The Human Rights Action (HRA) informed the Committee on Political System, Justice and Administration of the Montenegrin Parliament, about HRA’s proposed amendments to the existing proposals of the laws on media and the national public broadcaster Radio and Television of Montenegro (RTCG), which are in the parliamentary procedure. The amendments HRA proposed in February 2019 were unfortunately not accepted during the drafting of the two laws.

HRA did not attend the meeting of the Committee. In the letter to the President of the Committee, Ms. Marta Šćepanović, HRA protested the belated invitation to the meeting highlighting that for the second time, the Committee sent the invitation for HRA to participate in the meeting less than a day before the meeting was to take place.

HRA pointed out the following shortcomings of the Proposal of the Media Law:
– journalistic due diligence remains non-defined, although the term is used in the law;
– the protection of journalistic sources is not fully in accordance with Council of Europe standards;
– regarding regulation of the portal’s responsibility for comments, the obligation to take into account whether the comment was given anonymously or not, was not stipulated;
– the exclusion of journalists from liability for damage is not fully provided in accordance with the standards of the case law of the European Court of Human Rights (no account is taken of whether the content is untrue only in irrelevant elements, or what kind of private life content it is);
– the protection of the right to privacy is completely abandoned (it is not prescribed how to publish a personal record of a character, voice, when with consent, when without consent, what happens in case of death of the person whose record is in question), although the draft law by the working group contained as many as three provisions about the right to privacy;
– the right to correction and response has not been precisely defined (in relation to the protection of the deceased, and is not defined for a participant of a legal entity who is not his representative);
– there is no effective protection against the re-publication of the same harmful information by an interim measure, nor is the court allowed to threaten the media with additional punishment in case of repeating publication of harmful information.

Regarding the Proposal of the Law on the National Public Broadcaster Radio and Television of Montenegro, HRA criticized the solutions which:

– Regulate the election of members of the RTCG Council so that the Parliament of Montenegro votes for the list of candidates, instead for individual persons. We believe this provision is not justified, because candidates run for membership independently, in personal capacity, and not on a political list that would allow voting on it as a collective.

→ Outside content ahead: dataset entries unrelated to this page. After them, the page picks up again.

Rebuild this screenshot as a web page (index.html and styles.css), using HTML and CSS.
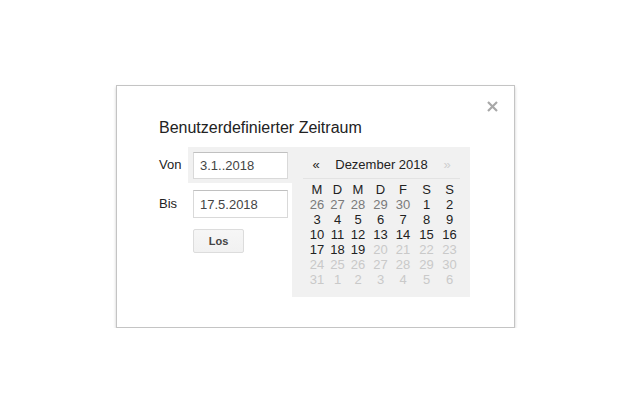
FILE: index.html
```html
<!DOCTYPE html>
<html lang="de">
<head>
<meta charset="utf-8">
<title>Benutzerdefinierter Zeitraum</title>
<link rel="stylesheet" href="styles.css">
</head>
<body>
<div class="page">
  <div class="dialog">
    <button class="close" aria-label="Schließen">
      <svg width="11" height="11" viewBox="0 0 11 11"><path d="M1 1L10 10M10 1L1 10" stroke="#a8a8a8" stroke-width="2.2" fill="none"/></svg>
    </button>
    <div class="title">Benutzerdefinierter Zeitraum</div>
    <div class="main">
      <div class="form">
        <div class="row">
          <span class="label">Von</span>
          <div class="field active"><input class="input" type="text" value="3.1..2018"></div>
        </div>
        <div class="row row-bis">
          <span class="label">Bis</span>
          <div class="field"><input class="input" type="text" value="17.5.2018"></div>
        </div>
        <button class="go">Los</button>
      </div>
      <div class="calendar">
        <div class="cal-head">
          <span class="nav">«</span>
          <span class="month">Dezember 2018</span>
          <span class="nav disabled">»</span>
        </div>
        <div class="days">
          <span class="wd">M</span><span class="wd">D</span><span class="wd">M</span><span class="wd">D</span><span class="wd">F</span><span class="wd">S</span><span class="wd">S</span>
          <span class="prev">26</span><span class="prev">27</span><span class="prev">28</span><span class="prev">29</span><span class="prev">30</span><span>1</span><span>2</span>
          <span>3</span><span>4</span><span>5</span><span>6</span><span>7</span><span>8</span><span>9</span>
          <span>10</span><span>11</span><span>12</span><span>13</span><span>14</span><span>15</span><span>16</span>
          <span>17</span><span>18</span><span>19</span><span class="off">20</span><span class="off">21</span><span class="off">22</span><span class="off">23</span>
          <span class="off">24</span><span class="off">25</span><span class="off">26</span><span class="off">27</span><span class="off">28</span><span class="off">29</span><span class="off">30</span>
          <span class="off">31</span><span class="off">1</span><span class="off">2</span><span class="off">3</span><span class="off">4</span><span class="off">5</span><span class="off">6</span>
        </div>
      </div>
    </div>
  </div>
</div>
</body>
</html>
```
FILE: styles.css
```css
html, body {
  margin: 0;
  padding: 0;
  background: #fff;
}
body {
  font-family: "Liberation Sans", Arial, sans-serif;
  color: #222;
}
.page {
  padding: 85px 0 0 116px;
}
.dialog {
  position: relative;
  box-sizing: border-box;
  width: 399px;
  background: #fff;
  border: 1px solid #c4c4c4;
  box-shadow: 0 2px 3px rgba(0,0,0,0.2);
  padding: 32px 0 30px 42px;
}
.close {
  position: absolute;
  top: 15px;
  right: 16px;
  width: 11px;
  height: 11px;
  padding: 0;
  margin: 0;
  border: 0;
  background: none;
  display: block;
}
.close svg { display: block; }
.title {
  font-size: 16px;
  line-height: 20px;
  height: 20px;
  margin-bottom: 9px;
  color: #222;
}
.main {
  display: flex;
  align-items: flex-start;
}
.form {
  display: flex;
  flex-direction: column;
  align-items: flex-start;
}
.row {
  display: flex;
  align-items: center;
}
.label {
  width: 29px;
  font-size: 13px;
  line-height: 16px;
  color: #222;
}
.row-bis .label {
  padding-top: 7px;
}
.field {
  padding: 5px 4px 4px 5px;
}
.field.active {
  background: #f1f1f1;
}
.row-bis .field {
  padding-top: 7px;
  padding-bottom: 0;
}
.input {
  display: block;
  box-sizing: border-box;
  width: 95px;
  height: 27px;
  margin: 0;
  padding: 0 6px;
  border: 1px solid #d9d9d9;
  border-top-color: #c0c0c0;
  border-radius: 0;
  background: #fff;
  font-family: "Liberation Sans", Arial, sans-serif;
  font-size: 13px;
  color: #444;
  outline: none;
}
.row-bis .input {
  height: 28px;
}
.go {
  margin: 11px 0 0 34px;
  box-sizing: border-box;
  width: 51px;
  height: 24px;
  padding: 0;
  border: 1px solid #dcdcdc;
  border-radius: 2px;
  background: linear-gradient(#f6f6f6, #f1f1f1);
  font-family: "Liberation Sans", Arial, sans-serif;
  font-size: 11px;
  font-weight: bold;
  color: #444;
}
.calendar {
  box-sizing: border-box;
  width: 178px;
  height: 150px;
  background: #f1f1f1;
  padding: 8px 10px 10px 11px;
  font-size: 13px;
}
.cal-head {
  display: flex;
  align-items: center;
  height: 20px;
  line-height: 20px;
  padding-bottom: 3px;
  border-bottom: 1px solid #e3e3e3;
}
.nav {
  width: 26px;
  text-align: center;
  color: #222;
  font-size: 13px;
}
.nav.disabled {
  color: #cfcfcf;
}
.month {
  flex: 1;
  text-align: center;
  color: #222;
}
.days {
  display: grid;
  grid-template-columns: 20px 21px 20px 25px 20px 27px 19px;
  grid-auto-rows: 15px;
  margin-top: 3px;
  padding-left: 4px;
  line-height: 15px;
}
.days span {
  text-align: center;
  color: #222;
}
.days .prev {
  color: #7a7a7a;
}
.days .off {
  color: #c9c9c9;
}
```
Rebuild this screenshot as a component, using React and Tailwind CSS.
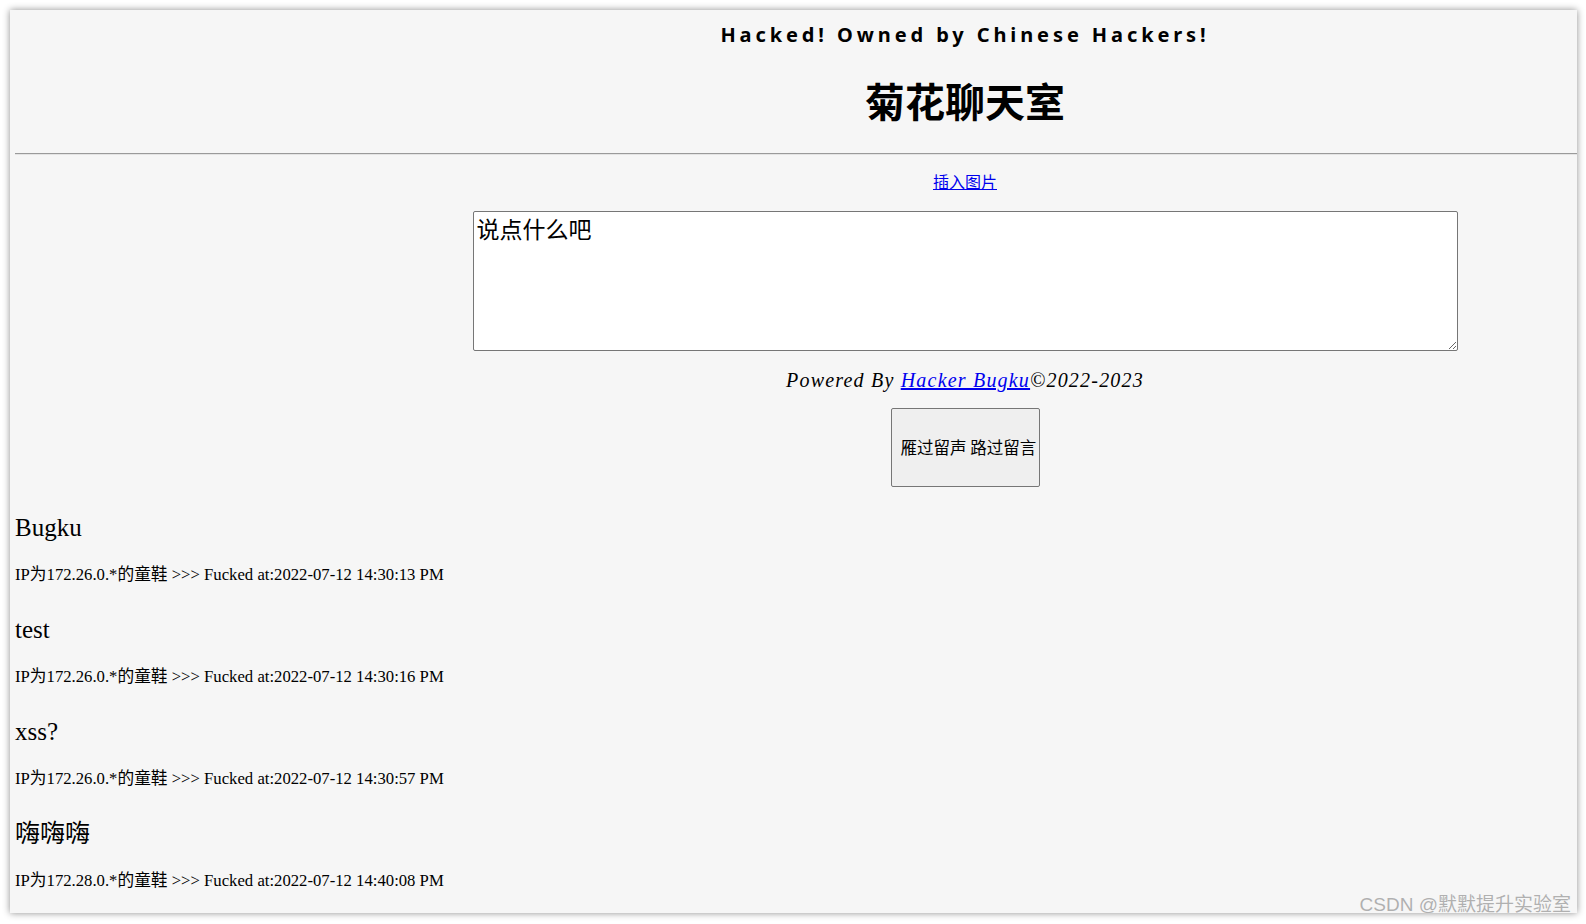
export default function App() {
  const messages = [
    { name: 'Bugku', ip: '172.26.0.*', time: '2022-07-12 14:30:13 PM' },
    { name: 'test', ip: '172.26.0.*', time: '2022-07-12 14:30:16 PM' },
    { name: 'xss?', ip: '172.26.0.*', time: '2022-07-12 14:30:57 PM' },
    { name: '嗨嗨嗨', ip: '172.28.0.*', time: '2022-07-12 14:40:08 PM' },
  ];

  return (
    <div className="w-[1586px] h-[924px] bg-white pl-[10px] pt-[10px] overflow-hidden">
      {/* browser page frame */}
      <div className="relative w-[1567px] h-[903px] bg-[#f6f6f6] shadow-[0_0_7px_rgba(0,0,0,0.45)] pt-[11px] text-black">
        {/* Header */}
        <div className="pl-[343px] text-center">
          <div className="font-['Noto_Sans',sans-serif] font-bold text-[20px] leading-[28px] tracking-[3.9px]">
            Hacked! Owned by Chinese Hackers!
          </div>
          <h1 className="mt-[27px] font-['Noto_Sans_CJK_SC',sans-serif] font-bold text-[40px] leading-[48px]">
            菊花聊天室
          </h1>
        </div>

        <div className="ml-[5px] mt-[29px] border-t border-t-[#9a9a9a] border-b border-b-[#e4e4e4]" />

        {/* Post form */}
        <div className="pl-[343px] flex flex-col items-center">
          <a
            href="#"
            className="mt-[14px] font-['Noto_Sans_CJK_SC',sans-serif] text-[16px] leading-[24px] text-[#0000ee] underline"
          >
            插入图片
          </a>
          <textarea
            defaultValue="说点什么吧"
            className="mt-[18px] w-[985px] h-[140px] bg-white border border-[#767676] rounded-[2px] px-[3px] pt-[2px] pb-0 font-['Noto_Sans_CJK_SC',sans-serif] text-[23px] leading-[28px] text-black outline-none"
          />
          <div className="mt-[15px] font-['Liberation_Serif',serif] italic text-[20px] leading-[28px] tracking-[1.2px]">
            Powered By{' '}
            <a href="#" className="text-[#0000ee] underline">
              Hacker Bugku
            </a>
            ©2022-2023
          </div>
          <button className="mt-[14px] w-[149px] h-[79px] bg-[#efefef] border border-[#767676] rounded-[2px] flex items-center pl-[9px] whitespace-nowrap font-['Noto_Sans_CJK_SC',sans-serif] text-[16.5px] text-black">
            雁过留声 路过留言
          </button>
        </div>

        {/* Messages */}
        <div className="pl-[5px] mt-[25px] flex flex-col gap-[27px] font-['Liberation_Serif','Noto_Sans_CJK_SC',serif]">
          {messages.map((m) => (
            <div key={m.time}>
              <div className="text-[25px] leading-[32px]">{m.name}</div>
              <div className="mt-[19px] text-[16.7px] leading-[24px] whitespace-nowrap">
                IP为{m.ip}的童鞋 &gt;&gt;&gt; Fucked at:{m.time}
              </div>
            </div>
          ))}
        </div>

        {/* watermark */}
        <div className="absolute right-[6px] bottom-[-2px] font-['Liberation_Sans','Noto_Sans_CJK_SC',sans-serif] text-[19px] leading-[20px] text-[#b0b0b0] [text-shadow:0_0_1px_rgba(255,255,255,0.9)]">
          CSDN @默默提升实验室
        </div>
      </div>
    </div>
  );
}
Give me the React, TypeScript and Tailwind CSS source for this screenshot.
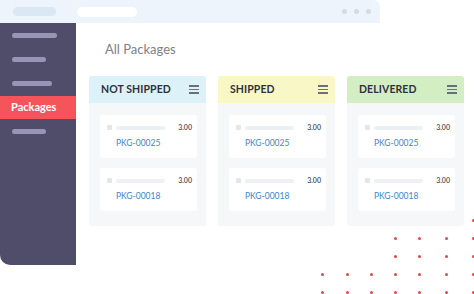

This way, the RTCG Council is also exposed to a serious risk that its members would not be elected in proper time;

– Failed to prescribe the obligation to conduct urgent proceedings on requests for protection of the rights of a candidate for membership in the RTCG Council, or a member of the RTCG Council who have been dismissed and obligation to have a final decision in these proceedings before the election or dismissal take effect (bearing in mind that Goran Djurovic and Nikola Vukcevic, former members of the Council had been trying law suits for the past two years due to illegal dismissal from their membership of the Council).

HRA also called for the adoption of the amendment of MP Neđeljko Rudović, which would define the journalistic due diligence, considering that the Proposal of the law on media refers to that term in several articles, but does not define it.